LISTED RECORDS
________________

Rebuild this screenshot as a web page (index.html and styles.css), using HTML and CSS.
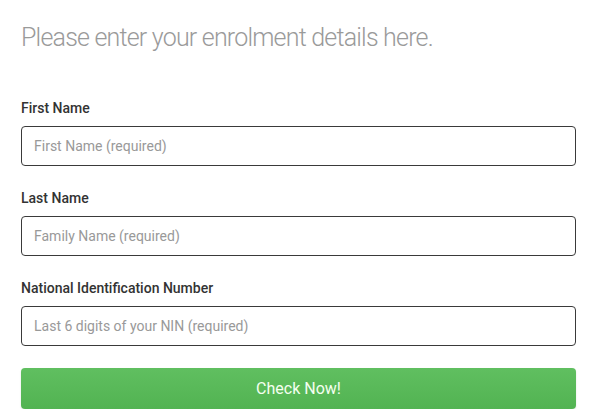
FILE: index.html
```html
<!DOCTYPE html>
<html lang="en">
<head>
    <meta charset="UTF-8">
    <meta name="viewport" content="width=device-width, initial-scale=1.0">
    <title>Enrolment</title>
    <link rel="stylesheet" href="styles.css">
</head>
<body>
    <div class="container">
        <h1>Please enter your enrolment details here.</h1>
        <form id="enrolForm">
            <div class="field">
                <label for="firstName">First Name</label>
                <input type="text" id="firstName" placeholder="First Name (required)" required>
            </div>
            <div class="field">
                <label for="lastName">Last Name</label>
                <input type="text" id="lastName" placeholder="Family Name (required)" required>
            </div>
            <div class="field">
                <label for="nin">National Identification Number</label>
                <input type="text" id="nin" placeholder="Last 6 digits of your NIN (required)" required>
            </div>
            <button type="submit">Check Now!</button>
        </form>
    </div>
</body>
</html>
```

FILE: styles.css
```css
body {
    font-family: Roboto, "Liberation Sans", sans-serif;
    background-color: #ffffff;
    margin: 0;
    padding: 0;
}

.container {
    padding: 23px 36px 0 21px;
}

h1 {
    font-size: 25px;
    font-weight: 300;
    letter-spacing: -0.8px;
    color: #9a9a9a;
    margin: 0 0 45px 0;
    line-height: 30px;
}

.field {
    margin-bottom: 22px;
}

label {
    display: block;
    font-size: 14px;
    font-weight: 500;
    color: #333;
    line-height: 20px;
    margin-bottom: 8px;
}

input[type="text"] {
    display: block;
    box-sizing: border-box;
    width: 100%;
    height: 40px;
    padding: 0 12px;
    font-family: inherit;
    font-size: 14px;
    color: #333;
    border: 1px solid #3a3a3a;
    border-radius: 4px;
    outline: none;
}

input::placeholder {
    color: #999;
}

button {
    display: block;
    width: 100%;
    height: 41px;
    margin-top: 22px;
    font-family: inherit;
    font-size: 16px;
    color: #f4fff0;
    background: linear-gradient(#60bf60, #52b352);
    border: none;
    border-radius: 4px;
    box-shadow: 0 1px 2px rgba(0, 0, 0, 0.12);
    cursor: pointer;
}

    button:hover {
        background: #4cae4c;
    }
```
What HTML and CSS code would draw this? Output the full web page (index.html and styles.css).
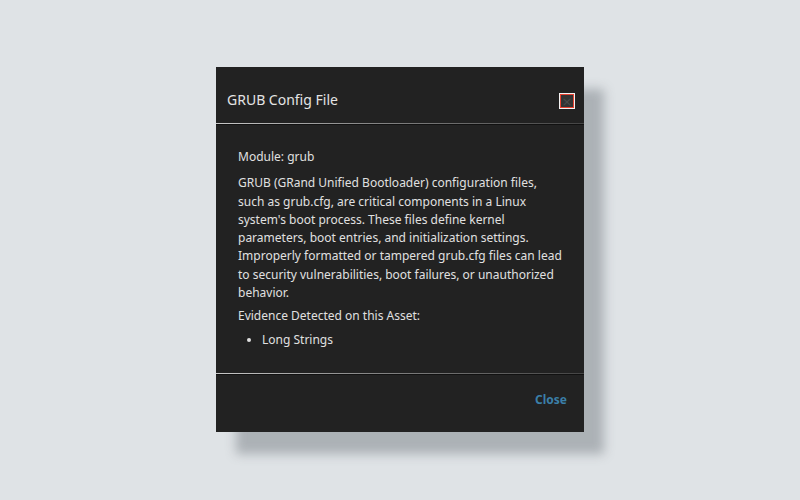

________________

Without the pictures, restate all of the entries above verbatim.

CORRECT RESULT
Rebuild this screenshot as a web page (index.html and styles.css), using HTML and CSS.
FILE: index.html
```html
<!DOCTYPE html>
<html lang="en">
<head>
    <meta charset="UTF-8">
    <meta name="viewport" content="width=device-width, initial-scale=1.0">
    <title>Enrolment</title>
    <link rel="stylesheet" href="styles.css">
</head>
<body>
    <div class="container">
        <h1>Please enter your enrolment details here.</h1>
        <form id="enrolForm">
            <div class="field">
                <label for="firstName">First Name</label>
                <input type="text" id="firstName" placeholder="First Name (required)" required>
            </div>
            <div class="field">
                <label for="lastName">Last Name</label>
                <input type="text" id="lastName" placeholder="Family Name (required)" required>
            </div>
            <div class="field">
                <label for="nin">National Identification Number</label>
                <input type="text" id="nin" placeholder="Last 6 digits of your NIN (required)" required>
            </div>
            <button type="submit">Check Now!</button>
        </form>
    </div>
</body>
</html>
```

FILE: styles.css
```css
body {
    font-family: Roboto, "Liberation Sans", sans-serif;
    background-color: #ffffff;
    margin: 0;
    padding: 0;
}

.container {
    padding: 23px 36px 0 21px;
}

h1 {
    font-size: 25px;
    font-weight: 300;
    letter-spacing: -0.8px;
    color: #9a9a9a;
    margin: 0 0 45px 0;
    line-height: 30px;
}

.field {
    margin-bottom: 22px;
}

label {
    display: block;
    font-size: 14px;
    font-weight: 500;
    color: #333;
    line-height: 20px;
    margin-bottom: 8px;
}

input[type="text"] {
    display: block;
    box-sizing: border-box;
    width: 100%;
    height: 40px;
    padding: 0 12px;
    font-family: inherit;
    font-size: 14px;
    color: #333;
    border: 1px solid #3a3a3a;
    border-radius: 4px;
    outline: none;
}

input::placeholder {
    color: #999;
}

button {
    display: block;
    width: 100%;
    height: 41px;
    margin-top: 22px;
    font-family: inherit;
    font-size: 16px;
    color: #f4fff0;
    background: linear-gradient(#60bf60, #52b352);
    border: none;
    border-radius: 4px;
    box-shadow: 0 1px 2px rgba(0, 0, 0, 0.12);
    cursor: pointer;
}

    button:hover {
        background: #4cae4c;
    }
```
What HTML and CSS code would draw this? Output the full web page (index.html and styles.css).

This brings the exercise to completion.